Meski suasana telah kondusif, polisi memastikan tetap melakukan penyelidikan terhadap aksi perusakan tersebut.
“Yang dirusak adalah area taman, gazebo, fasilitas MCK, satu unit motor, dan gerbang rumah. Kami tetap menjaga kamtibmas di lokasi dan sedang melakukan proses penegakan hukum,” jelas Aah.
Kepala Desa: Warga Marah karena Teguran Diabaikan
Kepala Desa Tangkil, Kecamatan Cidahu, Ijang Sehabudin, mengatakan bahwa aksi perusakan dilakukan sebagai bentuk kekecewaan warga terhadap pengelola rumah singgah yang dianggap tidak mengindahkan peringatan sebelumnya.
“Villa itu digunakan sebagai tempat peribadatan. Kami dari Forkopimcam sudah memberikan imbauan dan arahan, tapi tidak digubris.
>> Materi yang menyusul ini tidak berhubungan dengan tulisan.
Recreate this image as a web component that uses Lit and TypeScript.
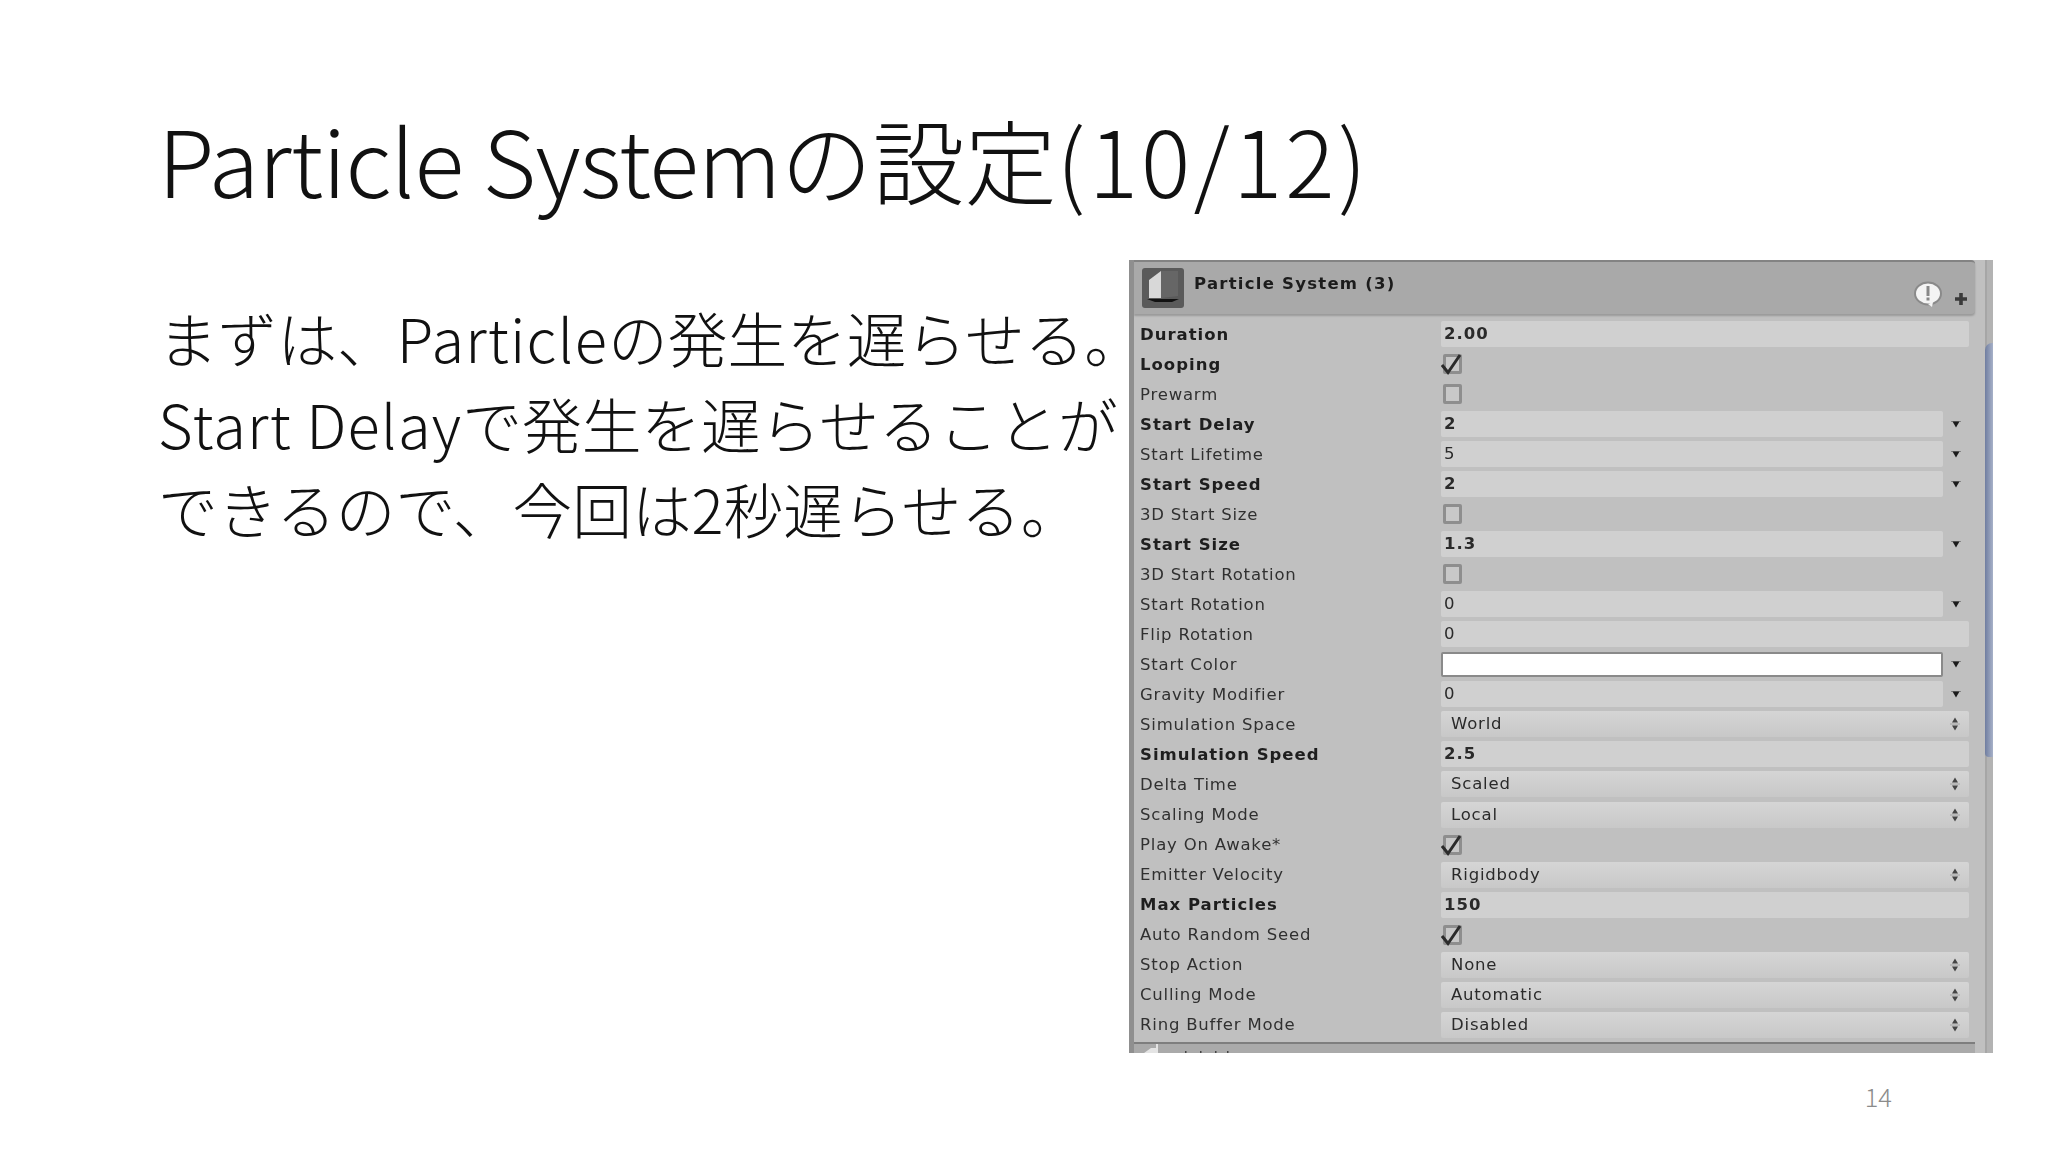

Setelah salat Jumat, masyarakat secara spontanitas mendatangi tempat tersebut,” ujarnya.
Peristiwa ini menuai sorotan luas karena menyangkut hak kebebasan beragama yang dijamin konstitusi Indonesia.
Komnas HAM dan organisasi keagamaan lintas iman telah mendesak kepolisian untuk mengusut tuntas perusakan fasilitas serta memastikan tidak ada bentuk diskriminasi terhadap kelompok minoritas.
Direktur SETARA Institute, Halili Hasan, mengungkapkan bahwa tindakan main hakim sendiri atas dasar dugaan pelanggaran administratif tidak dapat dibenarkan.
“Jika ada pelanggaran perizinan, seharusnya diselesaikan oleh pemerintah daerah, bukan dengan kekerasan oleh warga,” tegas Halili melalui keterangan tertulis.